社会人1年目、無力でしかなかった
2009年4月1日。
わたしは不安が8割、期待が1割、慢心が1割と、「めちゃくちゃ不安だけど、まぁちょっとなんとかなるんじゃないのと思いたい」状態で、
新社会人・新理学療法士として、某総合病院に入職しました。
理学療法士の資格を取るためには、臨床実習と言って学生時代に実際の患者さんの治療まで関わらせていただく実習があるため、「不安や緊張」と言えども、生の病院も初、実際の患者さんに対峙するのも初、治療を組み立てるのも初の、何もかもこれからです、というわけではなかったのですが、やはりイチ社会人・イチ理学療法士・イチ専門職として、これからは責任を持って患者さんの命の現場に臨むのだ、と思うと、まぁかなりの不安でいっぱいのスタートでした。
その不安は、不安だけで終わってくれるわけがなく、
すぐに現実問題としてわたしに襲いかかってきました。
直前に受けた理学療法士国家試験を、確か3冊の分厚い国試対策本と、何が何だかわからないくらい、読んだらすぐに眠気が襲うくらいの専門用語やら、骨やら、筋肉やら、内臓やらが並びまくる数十冊の教科書を、何十回も何十回も読み込んで、変な語呂合わせまで作って神経の名前やら筋肉の名前やらを暗記して、無事に受かったから、その場にいるわけなのですが。

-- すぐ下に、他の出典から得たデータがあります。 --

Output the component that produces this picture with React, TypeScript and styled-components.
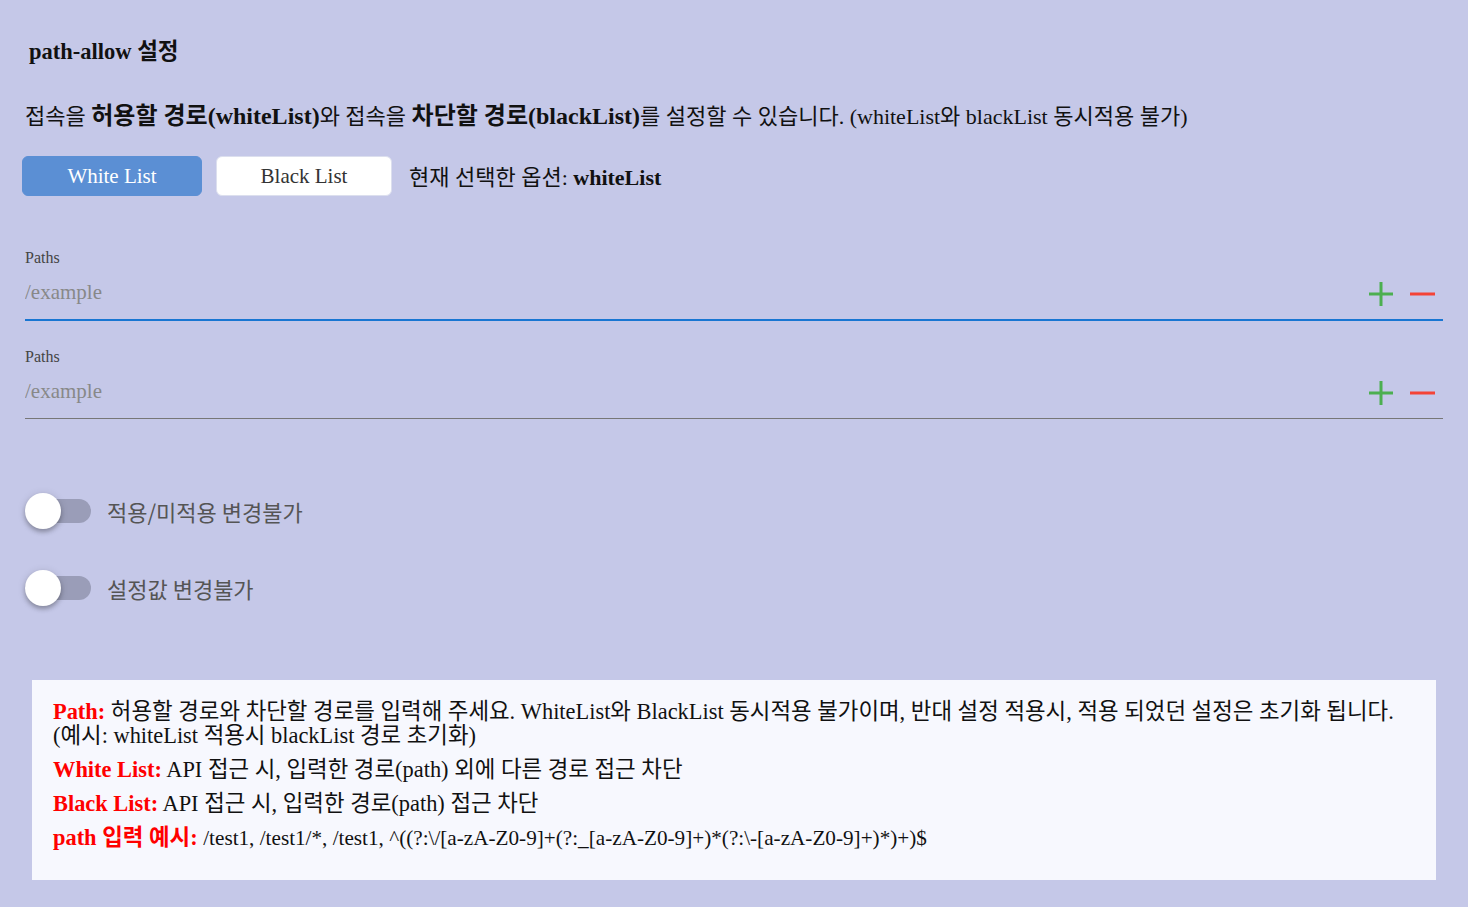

そんなもの、一人の人間の前に立てば何の役にも立たなかったのです。
誰一人として、同じ症状、同じ悩み、同じ苦しみ、同じ痛み、同じ生活、同じ家族、同じ価値観を持っている人などいなくて。
何という人生経験も持ち合わせない、付け焼刃の知識をつけてきた新人には、到底把握も理解もしきれるものではありませんでした。
ペロッとサクッと、治療法の教科書に書いてあることを実践したって、そんなの当たり前ですが、多少の効果はあれど納得感があるわけでもなくて。
なまじ、勉強「だけ」ができた人間には、その圧倒的な「自分のできなさ」に落ち込んだり、なんとか勉強してアタマに知識を詰め込んだり、思ったような効果が出ずにまた悩んだりと、もう少しで折れてしまうギリギリの状態でした。
今なら、その頃の自分を笑えるけれど、当時はかけらも笑えなくて。
楽しそうにしている同期を見ては、羨んだり、自分を責めるばかりでした。
もう一つ、大きな壁に感じたのが「ココロ」の存在です。
理学療法士の治療の矛先は「カラダ」なのですが、その総合病院には精神科もあったために、ケガや病気で「ココロ」が弱っている、病んでいる人も、「ココロ」のケガや病気で「カラダ」を壊したり傷つけたりした人もいました。
「ココロ」が病気だったり、元気がないと、「カラダ」の症状は軽かったり、年齢が若くて「エネルギー」があるはずでも、治せない、治らないし、全く回復できないことも目の当たりにしてきました。
同じく、どんなに「カラダ」の症状が軽くても、「家族や大切な人との繋がり」がないと、なかなか効果に繋がらない人もたくさん見てきました。
本当に「カラダ」へのアプローチだけでいいんだろうか。
「ココロ」のケアが必要なんじゃないだろうか。
わたしのやっていることは、目の前のこの人にとって正しいんだろうか。
正しいって何なんだろうか。
医療って何なんだろうか。
今は、少しずつわかってきています。
「ココロ」と「カラダ」が切り離せるわけがなかったのですよね。
同じ人間から生まれているもので、繋がっているもので。
切り離す必要はなくて、同じく「ココロ」と「カラダ」を持つ者同士で関わっていけばよかったのだと。
尊重できるようになればよかったのだと、気付きました。
特に、女性はこの「ココロとカラダ」の繋がりが、とっても密で、繊細だから。
関わる人から受ける「ココロとカラダ」への影響も、大きくて豊かだから。
だからこそ、女性の自分自身として、
女性の「ココロとカラダの健康」に関わりたいと思うのです。